— Exercise brief —
Drop the pictures, then extract the listing word for word.

— Collected material —
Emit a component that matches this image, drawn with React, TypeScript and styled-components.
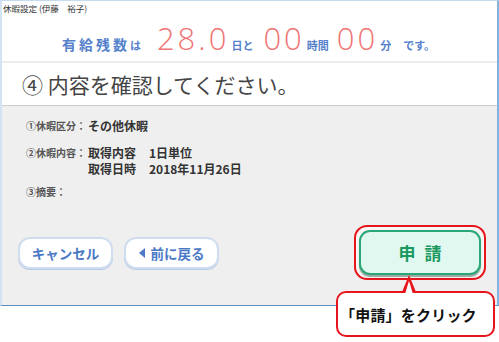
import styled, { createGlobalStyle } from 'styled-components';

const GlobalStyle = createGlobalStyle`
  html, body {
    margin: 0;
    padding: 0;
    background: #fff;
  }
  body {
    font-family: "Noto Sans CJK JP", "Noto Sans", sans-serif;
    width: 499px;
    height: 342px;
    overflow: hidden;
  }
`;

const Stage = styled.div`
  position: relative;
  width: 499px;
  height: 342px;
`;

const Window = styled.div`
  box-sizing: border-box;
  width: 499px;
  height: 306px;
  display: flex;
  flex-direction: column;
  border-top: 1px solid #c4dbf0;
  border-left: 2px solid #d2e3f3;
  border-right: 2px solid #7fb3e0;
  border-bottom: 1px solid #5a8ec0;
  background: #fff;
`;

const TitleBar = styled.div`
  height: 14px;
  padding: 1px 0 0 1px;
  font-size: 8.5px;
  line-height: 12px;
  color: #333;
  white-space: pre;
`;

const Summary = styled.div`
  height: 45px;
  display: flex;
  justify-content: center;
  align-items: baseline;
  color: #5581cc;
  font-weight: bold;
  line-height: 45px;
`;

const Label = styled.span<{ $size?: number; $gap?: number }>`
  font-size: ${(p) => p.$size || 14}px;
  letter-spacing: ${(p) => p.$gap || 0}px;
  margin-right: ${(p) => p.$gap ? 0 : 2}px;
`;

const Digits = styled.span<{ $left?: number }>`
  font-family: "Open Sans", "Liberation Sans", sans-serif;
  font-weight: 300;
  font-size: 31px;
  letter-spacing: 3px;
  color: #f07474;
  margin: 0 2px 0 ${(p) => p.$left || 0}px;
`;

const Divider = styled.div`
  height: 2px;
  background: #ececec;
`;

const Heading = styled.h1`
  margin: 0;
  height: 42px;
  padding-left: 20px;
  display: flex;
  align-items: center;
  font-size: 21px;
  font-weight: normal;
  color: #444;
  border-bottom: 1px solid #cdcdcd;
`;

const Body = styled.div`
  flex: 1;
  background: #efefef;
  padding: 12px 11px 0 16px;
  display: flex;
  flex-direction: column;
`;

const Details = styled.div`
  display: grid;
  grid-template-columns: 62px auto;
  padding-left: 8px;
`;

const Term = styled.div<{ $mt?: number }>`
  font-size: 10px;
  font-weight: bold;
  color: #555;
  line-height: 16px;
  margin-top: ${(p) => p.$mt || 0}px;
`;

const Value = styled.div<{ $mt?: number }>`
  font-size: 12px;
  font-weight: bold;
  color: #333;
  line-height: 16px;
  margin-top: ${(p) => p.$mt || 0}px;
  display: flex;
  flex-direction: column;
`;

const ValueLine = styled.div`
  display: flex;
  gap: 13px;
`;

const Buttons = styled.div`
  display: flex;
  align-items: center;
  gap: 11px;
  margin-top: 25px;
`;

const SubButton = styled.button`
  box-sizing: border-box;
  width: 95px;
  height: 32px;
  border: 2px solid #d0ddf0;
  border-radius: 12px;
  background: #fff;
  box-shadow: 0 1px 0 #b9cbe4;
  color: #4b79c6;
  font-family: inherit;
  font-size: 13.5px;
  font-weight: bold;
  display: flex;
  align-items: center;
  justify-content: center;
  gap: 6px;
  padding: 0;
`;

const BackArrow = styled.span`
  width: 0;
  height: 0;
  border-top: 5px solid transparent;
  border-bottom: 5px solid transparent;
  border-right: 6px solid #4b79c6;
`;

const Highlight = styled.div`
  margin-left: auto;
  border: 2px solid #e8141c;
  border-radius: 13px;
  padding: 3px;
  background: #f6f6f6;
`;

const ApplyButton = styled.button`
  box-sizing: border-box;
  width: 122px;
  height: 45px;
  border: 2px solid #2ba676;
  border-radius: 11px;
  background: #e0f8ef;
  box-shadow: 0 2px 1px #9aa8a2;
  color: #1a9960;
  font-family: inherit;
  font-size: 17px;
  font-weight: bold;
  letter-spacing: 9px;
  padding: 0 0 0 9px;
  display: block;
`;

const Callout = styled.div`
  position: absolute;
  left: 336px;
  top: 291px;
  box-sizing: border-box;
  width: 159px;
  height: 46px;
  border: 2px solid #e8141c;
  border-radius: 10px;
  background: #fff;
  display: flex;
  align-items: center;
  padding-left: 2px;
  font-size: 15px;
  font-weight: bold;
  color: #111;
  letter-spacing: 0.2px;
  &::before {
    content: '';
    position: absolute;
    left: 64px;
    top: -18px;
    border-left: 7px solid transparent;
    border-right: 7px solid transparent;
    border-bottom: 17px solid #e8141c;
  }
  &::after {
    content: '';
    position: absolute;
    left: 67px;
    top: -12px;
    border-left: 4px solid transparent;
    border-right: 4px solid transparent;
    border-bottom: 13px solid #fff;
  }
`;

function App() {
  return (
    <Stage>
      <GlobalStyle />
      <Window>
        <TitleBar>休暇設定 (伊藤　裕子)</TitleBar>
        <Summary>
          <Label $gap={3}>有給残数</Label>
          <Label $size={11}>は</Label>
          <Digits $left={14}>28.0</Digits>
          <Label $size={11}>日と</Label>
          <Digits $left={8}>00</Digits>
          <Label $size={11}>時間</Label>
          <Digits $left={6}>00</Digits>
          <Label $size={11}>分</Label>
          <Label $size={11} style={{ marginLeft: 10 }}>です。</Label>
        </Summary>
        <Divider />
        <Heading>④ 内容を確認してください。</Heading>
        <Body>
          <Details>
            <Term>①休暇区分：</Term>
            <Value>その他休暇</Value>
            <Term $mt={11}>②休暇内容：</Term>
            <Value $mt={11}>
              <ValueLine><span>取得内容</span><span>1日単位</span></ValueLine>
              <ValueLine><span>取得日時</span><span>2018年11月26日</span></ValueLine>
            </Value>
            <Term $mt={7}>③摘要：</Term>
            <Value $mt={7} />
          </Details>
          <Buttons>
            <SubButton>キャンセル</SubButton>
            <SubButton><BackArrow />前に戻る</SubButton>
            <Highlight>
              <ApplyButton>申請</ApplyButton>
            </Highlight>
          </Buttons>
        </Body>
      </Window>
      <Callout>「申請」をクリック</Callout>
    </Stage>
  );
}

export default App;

— Problem solution —
Emit a component that matches this image, drawn with React, TypeScript and styled-components.
import styled, { createGlobalStyle } from 'styled-components';

const GlobalStyle = createGlobalStyle`
  html, body {
    margin: 0;
    padding: 0;
    background: #fff;
  }
  body {
    font-family: "Noto Sans CJK JP", "Noto Sans", sans-serif;
    width: 499px;
    height: 342px;
    overflow: hidden;
  }
`;

const Stage = styled.div`
  position: relative;
  width: 499px;
  height: 342px;
`;

const Window = styled.div`
  box-sizing: border-box;
  width: 499px;
  height: 306px;
  display: flex;
  flex-direction: column;
  border-top: 1px solid #c4dbf0;
  border-left: 2px solid #d2e3f3;
  border-right: 2px solid #7fb3e0;
  border-bottom: 1px solid #5a8ec0;
  background: #fff;
`;

const TitleBar = styled.div`
  height: 14px;
  padding: 1px 0 0 1px;
  font-size: 8.5px;
  line-height: 12px;
  color: #333;
  white-space: pre;
`;

const Summary = styled.div`
  height: 45px;
  display: flex;
  justify-content: center;
  align-items: baseline;
  color: #5581cc;
  font-weight: bold;
  line-height: 45px;
`;

const Label = styled.span<{ $size?: number; $gap?: number }>`
  font-size: ${(p) => p.$size || 14}px;
  letter-spacing: ${(p) => p.$gap || 0}px;
  margin-right: ${(p) => p.$gap ? 0 : 2}px;
`;

const Digits = styled.span<{ $left?: number }>`
  font-family: "Open Sans", "Liberation Sans", sans-serif;
  font-weight: 300;
  font-size: 31px;
  letter-spacing: 3px;
  color: #f07474;
  margin: 0 2px 0 ${(p) => p.$left || 0}px;
`;

const Divider = styled.div`
  height: 2px;
  background: #ececec;
`;

const Heading = styled.h1`
  margin: 0;
  height: 42px;
  padding-left: 20px;
  display: flex;
  align-items: center;
  font-size: 21px;
  font-weight: normal;
  color: #444;
  border-bottom: 1px solid #cdcdcd;
`;

const Body = styled.div`
  flex: 1;
  background: #efefef;
  padding: 12px 11px 0 16px;
  display: flex;
  flex-direction: column;
`;

const Details = styled.div`
  display: grid;
  grid-template-columns: 62px auto;
  padding-left: 8px;
`;

const Term = styled.div<{ $mt?: number }>`
  font-size: 10px;
  font-weight: bold;
  color: #555;
  line-height: 16px;
  margin-top: ${(p) => p.$mt || 0}px;
`;

const Value = styled.div<{ $mt?: number }>`
  font-size: 12px;
  font-weight: bold;
  color: #333;
  line-height: 16px;
  margin-top: ${(p) => p.$mt || 0}px;
  display: flex;
  flex-direction: column;
`;

const ValueLine = styled.div`
  display: flex;
  gap: 13px;
`;

const Buttons = styled.div`
  display: flex;
  align-items: center;
  gap: 11px;
  margin-top: 25px;
`;

const SubButton = styled.button`
  box-sizing: border-box;
  width: 95px;
  height: 32px;
  border: 2px solid #d0ddf0;
  border-radius: 12px;
  background: #fff;
  box-shadow: 0 1px 0 #b9cbe4;
  color: #4b79c6;
  font-family: inherit;
  font-size: 13.5px;
  font-weight: bold;
  display: flex;
  align-items: center;
  justify-content: center;
  gap: 6px;
  padding: 0;
`;

const BackArrow = styled.span`
  width: 0;
  height: 0;
  border-top: 5px solid transparent;
  border-bottom: 5px solid transparent;
  border-right: 6px solid #4b79c6;
`;

const Highlight = styled.div`
  margin-left: auto;
  border: 2px solid #e8141c;
  border-radius: 13px;
  padding: 3px;
  background: #f6f6f6;
`;

const ApplyButton = styled.button`
  box-sizing: border-box;
  width: 122px;
  height: 45px;
  border: 2px solid #2ba676;
  border-radius: 11px;
  background: #e0f8ef;
  box-shadow: 0 2px 1px #9aa8a2;
  color: #1a9960;
  font-family: inherit;
  font-size: 17px;
  font-weight: bold;
  letter-spacing: 9px;
  padding: 0 0 0 9px;
  display: block;
`;

const Callout = styled.div`
  position: absolute;
  left: 336px;
  top: 291px;
  box-sizing: border-box;
  width: 159px;
  height: 46px;
  border: 2px solid #e8141c;
  border-radius: 10px;
  background: #fff;
  display: flex;
  align-items: center;
  padding-left: 2px;
  font-size: 15px;
  font-weight: bold;
  color: #111;
  letter-spacing: 0.2px;
  &::before {
    content: '';
    position: absolute;
    left: 64px;
    top: -18px;
    border-left: 7px solid transparent;
    border-right: 7px solid transparent;
    border-bottom: 17px solid #e8141c;
  }
  &::after {
    content: '';
    position: absolute;
    left: 67px;
    top: -12px;
    border-left: 4px solid transparent;
    border-right: 4px solid transparent;
    border-bottom: 13px solid #fff;
  }
`;

function App() {
  return (
    <Stage>
      <GlobalStyle />
      <Window>
        <TitleBar>休暇設定 (伊藤　裕子)</TitleBar>
        <Summary>
          <Label $gap={3}>有給残数</Label>
          <Label $size={11}>は</Label>
          <Digits $left={14}>28.0</Digits>
          <Label $size={11}>日と</Label>
          <Digits $left={8}>00</Digits>
          <Label $size={11}>時間</Label>
          <Digits $left={6}>00</Digits>
          <Label $size={11}>分</Label>
          <Label $size={11} style={{ marginLeft: 10 }}>です。</Label>
        </Summary>
        <Divider />
        <Heading>④ 内容を確認してください。</Heading>
        <Body>
          <Details>
            <Term>①休暇区分：</Term>
            <Value>その他休暇</Value>
            <Term $mt={11}>②休暇内容：</Term>
            <Value $mt={11}>
              <ValueLine><span>取得内容</span><span>1日単位</span></ValueLine>
              <ValueLine><span>取得日時</span><span>2018年11月26日</span></ValueLine>
            </Value>
            <Term $mt={7}>③摘要：</Term>
            <Value $mt={7} />
          </Details>
          <Buttons>
            <SubButton>キャンセル</SubButton>
            <SubButton><BackArrow />前に戻る</SubButton>
            <Highlight>
              <ApplyButton>申請</ApplyButton>
            </Highlight>
          </Buttons>
        </Body>
      </Window>
      <Callout>「申請」をクリック</Callout>
    </Stage>
  );
}

export default App;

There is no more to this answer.